Porém isso quase nunca foi possível e o imobilismo da Constituição foi garantindo o imobilismo de um sistema programado para assegurar o rotativismo da terceira República. Na realidade, salvaguardadas as duas primeiras revisões constitucionais, em 1982 e 1989, em que de facto PS e PSD convergiram num impulso libertador e vieram ao encontro do que o CDS desde a sua fundação defendia, as mais profundas reformas constitucionais foram determinadas por condicionantes da política europeia a que Portugal tinha aderido. Não poderia aliás ter sido de outra forma, porque, como foi dito anteriormente, a direita só podia fazer o que a esquerda, leia-se o PS, deixava fazer. E essa direita, a maioria da qual votava útil no PSD, foi assistindo apesar da resiliente persistência do CDS que desde o seu voto contra a Constituição, em 1976, nunca desistiu de a alterar. Podem alguns não ter disso memória, podem outros querer esquecê-la, podem até alguns querer ter inéditos direitos de autoria, mas na verdade, ao longo de muitos e muitos anos, o partido mais inconformado e mais impulsionador da revisão constitucional foi o CDS, desde 1993 CDS-PP. 

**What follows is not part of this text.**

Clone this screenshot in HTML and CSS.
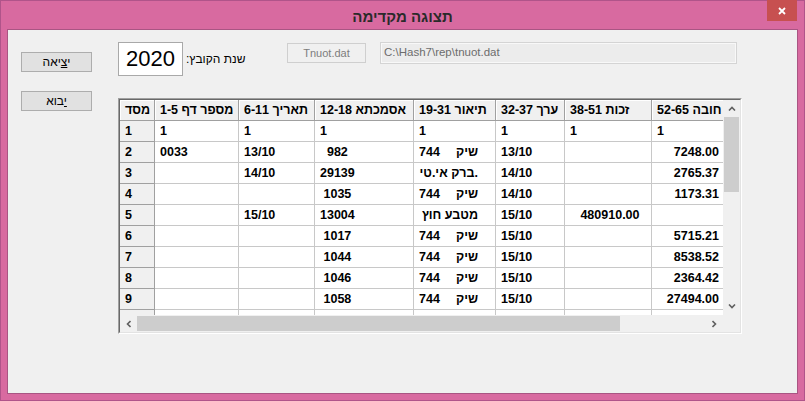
FILE: index.html
```html
<!DOCTYPE html>
<html lang="he">
<head>
  <meta charset="UTF-8">
  <title>תצוגה מקדימה</title>
  <link rel="stylesheet" href="styles.css">
</head>
<body>
  <div class="window">
    <!-- title bar -->
    <div class="titlebar">
      <span class="title" dir="rtl">תצוגה מקדימה</span>
      <div class="close">
        <svg width="8" height="8" viewBox="0 0 8 8"><path d="M1 1L7 7M7 1L1 7" stroke="#fff" stroke-width="1.8"/></svg>
      </div>
    </div>

    <div class="client">
      <div class="side">
        <button class="btn" dir="rtl">י<u>צ</u>יאה</button>
        <button class="btn" dir="rtl"><u>י</u>בוא</button>
      </div>

      <div class="main">
        <div class="topbar">
          <div class="year">2020</div>
          <span class="year-label" dir="rtl">שנת הקובץ:</span>
          <div class="file-btn">Tnuot.dat</div>
          <div class="path">C:\Hash7\rep\tnuot.dat</div>
        </div>

        <div class="grid">
          <div class="grid-inner">
            <div class="grid-top">
              <div class="cells">
                <div class="sheet">
                  <div class="cell head"><span dir="rtl">מסד</span></div>
                  <div class="cell head"><span dir="rtl">מספר דף 1-5</span></div>
                  <div class="cell head"><span dir="rtl">תאריך 6-11</span></div>
                  <div class="cell head"><span dir="rtl">אסמכתא 12-18</span></div>
                  <div class="cell head"><span dir="rtl">תיאור 19-31</span></div>
                  <div class="cell head"><span dir="rtl">ערך 32-37</span></div>
                  <div class="cell head"><span dir="rtl">זכות 38-51</span></div>
                  <div class="cell head"><span dir="rtl">חובה 52-65</span></div>

                  <div class="cell rowhead">1</div>
                  <div class="cell">1</div>
                  <div class="cell">1</div>
                  <div class="cell">1</div>
                  <div class="cell desc"><span>1</span></div>
                  <div class="cell">1</div>
                  <div class="cell">1</div>
                  <div class="cell">1</div>

                  <div class="cell rowhead">2</div>
                  <div class="cell">0033</div>
                  <div class="cell">13/10</div>
                  <div class="cell">  982</div>
                  <div class="cell desc"><span>744</span><span class="txt" dir="rtl">שיק</span></div>
                  <div class="cell">13/10</div>
                  <div class="cell"></div>
                  <div class="cell num">7248.00</div>

                  <div class="cell rowhead">3</div>
                  <div class="cell"></div>
                  <div class="cell">14/10</div>
                  <div class="cell">29139</div>
                  <div class="cell desc"><span class="txt" dir="ltr">ברק אי.טי.</span></div>
                  <div class="cell">14/10</div>
                  <div class="cell"></div>
                  <div class="cell num">2765.37</div>

                  <div class="cell rowhead">4</div>
                  <div class="cell"></div>
                  <div class="cell"></div>
                  <div class="cell"> 1035</div>
                  <div class="cell desc"><span>744</span><span class="txt" dir="rtl">שיק</span></div>
                  <div class="cell">14/10</div>
                  <div class="cell"></div>
                  <div class="cell num">1173.31</div>

                  <div class="cell rowhead">5</div>
                  <div class="cell"></div>
                  <div class="cell">15/10</div>
                  <div class="cell">13004</div>
                  <div class="cell desc"><span class="txt" dir="rtl">מטבע חוץ</span></div>
                  <div class="cell">15/10</div>
                  <div class="cell">   480910.00</div>
                  <div class="cell num"></div>

                  <div class="cell rowhead">6</div>
                  <div class="cell"></div>
                  <div class="cell"></div>
                  <div class="cell"> 1017</div>
                  <div class="cell desc"><span>744</span><span class="txt" dir="rtl">שיק</span></div>
                  <div class="cell">15/10</div>
                  <div class="cell"></div>
                  <div class="cell num">5715.21</div>

                  <div class="cell rowhead">7</div>
                  <div class="cell"></div>
                  <div class="cell"></div>
                  <div class="cell"> 1044</div>
                  <div class="cell desc"><span>744</span><span class="txt" dir="rtl">שיק</span></div>
                  <div class="cell">15/10</div>
                  <div class="cell"></div>
                  <div class="cell num">8538.52</div>

                  <div class="cell rowhead">8</div>
                  <div class="cell"></div>
                  <div class="cell"></div>
                  <div class="cell"> 1046</div>
                  <div class="cell desc"><span>744</span><span class="txt" dir="rtl">שיק</span></div>
                  <div class="cell">15/10</div>
                  <div class="cell"></div>
                  <div class="cell num">2364.42</div>

                  <div class="cell rowhead">9</div>
                  <div class="cell"></div>
                  <div class="cell"></div>
                  <div class="cell"> 1058</div>
                  <div class="cell desc"><span>744</span><span class="txt" dir="rtl">שיק</span></div>
                  <div class="cell">15/10</div>
                  <div class="cell"></div>
                  <div class="cell num">27494.00</div>

                  <div class="cell rowhead"></div>
                  <div class="cell"></div>
                  <div class="cell"></div>
                  <div class="cell"></div>
                  <div class="cell"></div>
                  <div class="cell"></div>
                  <div class="cell"></div>
                  <div class="cell"></div>
                </div>
              </div>

              <!-- vertical scrollbar -->
              <div class="vscroll">
                <div class="arrow">
                  <svg width="8" height="5" viewBox="0 0 8 5"><polyline points="1,4.5 4,1.5 7,4.5" fill="none" stroke="#606060" stroke-width="1.6"/></svg>
                </div>
                <div class="vthumb"></div>
                <div class="track"></div>
                <div class="arrow">
                  <svg width="8" height="5" viewBox="0 0 8 5"><polyline points="1,0.5 4,3.5 7,0.5" fill="none" stroke="#606060" stroke-width="1.6"/></svg>
                </div>
              </div>
            </div>

            <!-- horizontal scrollbar -->
            <div class="hscroll">
              <div class="arrow">
                <svg width="5" height="8" viewBox="0 0 5 8"><polyline points="4.5,1 1.5,4 4.5,7" fill="none" stroke="#606060" stroke-width="1.6"/></svg>
              </div>
              <div class="hthumb"></div>
              <div class="track"></div>
              <div class="arrow">
                <svg width="5" height="8" viewBox="0 0 5 8"><polyline points="0.5,1 3.5,4 0.5,7" fill="none" stroke="#606060" stroke-width="1.6"/></svg>
              </div>
              <div class="corner"></div>
            </div>
          </div>
        </div>
      </div>
    </div>
  </div>
</body>
</html>
```

FILE: styles.css
```css
/* Windows 8 style dialog, pink frame */
body {
  margin: 0;
  font-family: "Liberation Sans", Arial, sans-serif;
  background: #f0f0f0;
}
.window {
  position: relative;
  width: 805px;
  height: 401px;
  box-sizing: border-box;
  border: 1px solid #b0548a;
  background: #d86aa0;
  padding: 0 6px 6px 6px;
  display: flex;
  flex-direction: column;
}
.titlebar {
  height: 28px;
  display: flex;
  align-items: center;
  justify-content: center;
  padding-top: 2px;
  box-sizing: border-box;
}
.title {
  font-weight: bold;
  font-size: 15px;
  color: #2a2a2a;
}
.close {
  position: absolute;
  top: -1px;
  right: 7px;
  width: 30px;
  height: 21px;
  background: #c75050;
  display: flex;
  align-items: center;
  justify-content: center;
}
.client {
  flex: 1;
  display: flex;
  border: 1px solid #a95583;
  background: #f0f0f0;
}

/* left buttons */
.side {
  display: flex;
  flex-direction: column;
  gap: 19px;
  padding: 22px 0 0 13px;
}
.btn {
  width: 71px;
  height: 20px;
  padding: 0;
  border: 1px solid #adadad;
  background: #e1e1e1;
  color: #000;
  font-family: "Liberation Sans", Arial, sans-serif;
  font-size: 12px;
}

/* top controls */
.main {
  margin-left: 26px;
  padding-top: 12px;
}
.topbar {
  display: flex;
  align-items: center;
  height: 34px;
}
.year {
  width: 65px;
  height: 34px;
  box-sizing: border-box;
  border: 1px solid #a9a9a9;
  background: #fff;
  display: flex;
  align-items: center;
  justify-content: center;
  font-size: 22px;
  color: #000;
}
.year-label {
  width: 64px;
  margin-left: 3px;
  font-size: 12px;
  color: #000;
  text-align: left;
  white-space: nowrap;
}
.file-btn {
  align-self: flex-start;
  margin: 1px 0 0 37px;
  width: 79px;
  height: 20px;
  box-sizing: border-box;
  border: 1px solid #cfcfcf;
  background: #f0f0f0;
  color: #7d7d7d;
  font-size: 11px;
  display: flex;
  align-items: center;
  justify-content: center;
}
.path {
  align-self: flex-start;
  margin-left: 14px;
  width: 357px;
  height: 22px;
  box-sizing: border-box;
  border: 1px solid #d4d4d4;
  box-shadow: inset 0 0 0 1px #f8f8f8;
  background: #ececec;
  color: #6d6d6d;
  font-size: 11.5px;
  line-height: 14px;
  padding: 2px 0 0 3px;
}

/* data grid */
.grid {
  margin-top: 22px;
  width: 624px;
  height: 236px;
  box-sizing: border-box;
  border: 1px solid;
  border-color: #a0a0a0 #ffffff #ffffff #a0a0a0;
}
.grid-inner {
  height: 100%;
  box-sizing: border-box;
  border: 1px solid;
  border-color: #696969 #e3e3e3 #e3e3e3 #696969;
  display: flex;
  flex-direction: column;
}
.grid-top {
  display: flex;
  height: 215px;
}
.cells {
  width: 603px;
  overflow: hidden;
  background: #fff;
}
.sheet {
  display: grid;
  grid-template-columns: 35px 84px 76px 99px 82px 69px 87px 73px;
  grid-auto-rows: 21px;
  width: max-content;
}
.cell {
  box-sizing: border-box;
  border-right: 1px solid #c8c8c8;
  border-bottom: 1px solid #c8c8c8;
  padding-left: 5px;
  font-weight: bold;
  font-size: 12.5px;
  line-height: 20px;
  color: #000;
  white-space: pre;
  overflow: hidden;
}
.head {
  background: #f0f0f0;
  border-color: #a0a0a0;
  box-shadow: inset 1px 1px 0 #fff;
}
.rowhead {
  background: #f0f0f0;
  border-color: #a0a0a0;
}
.desc {
  display: flex;
  padding-right: 17px;
}
.desc .txt {
  margin-left: auto;
}
.num {
  text-align: right;
  padding-right: 5px;
}

/* scrollbars */
.vscroll {
  width: 17px;
  display: flex;
  flex-direction: column;
  background: #f0f0f0;
}
.hscroll {
  height: 17px;
  display: flex;
  background: #f0f0f0;
}
.arrow {
  width: 17px;
  height: 17px;
  flex: none;
  display: flex;
  align-items: center;
  justify-content: center;
}
.track {
  flex: 1;
}
.vthumb {
  height: 75px;
  margin: 0 1px;
  background: #cdcdcd;
}
.hthumb {
  width: 483px;
  margin: 1px 0;
  background: #cdcdcd;
}
.corner {
  width: 17px;
  background: #f0f0f0;
}
```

Aqui chegados, depois de encontros e seguramente de muitos desencontros, há hoje, queira-se ou não, uma nova realidade parlamentar. À direita do PS, pela primeira vez desde 1975, há uma maioria de dois terços que pode mudar a Constituição sem ter de pedir licença aos que estão à sua esquerda. E essa nova realidade é também um imenso desafio. Um desafio para a AD e principalmente para cada um dos partidos que a integram, o PSD e o CDS-PP. Cabe-lhes decidir. Ou lideram a mudança ou se encolhem e encostam aprisionados por declarações vagas e «nãos» desligados dos tempos novos e incompreensíveis para a maioria dos que, como eu, em si votaram nas últimas eleições legislativas. Do que se trata agora não é o de fazer uma revisão constitucional contra ninguém, mas apenas de dar, finalmente, o passo necessário para corrigir erros que persistem e que não fazem sentido continuar. Devemos querer uma Constituição que deixe a democracia respirar, que permita aos governos governar de acordo com os seus programas, e que saiba garantir os princípios fundamentais de identidade comum. Uma Constituição, em suma, que não seja nem da direita nem da esquerda, que seja a Constituição de e para Portugal independentemente de quem governa, independentemente de quem está na maioria ou na minoria. 

Pode isso suceder? Pode. Como? Se uma parte da direita, não tiver medo de o ser!


 

(Nota final: ao longo de praticamente um ano tive a honra de partilhar este espaço com o Dr. José Luis Carneiro. Por razões compreensíveis ele está agora impossibilitado de continuar com o diálogo que mantivemos no Diário do Minho. Resta-me agora cumprimentá-lo e, apesar de não ser socialista, desejar que se mantenha sempre igual ao que é: uma pessoa de Bem).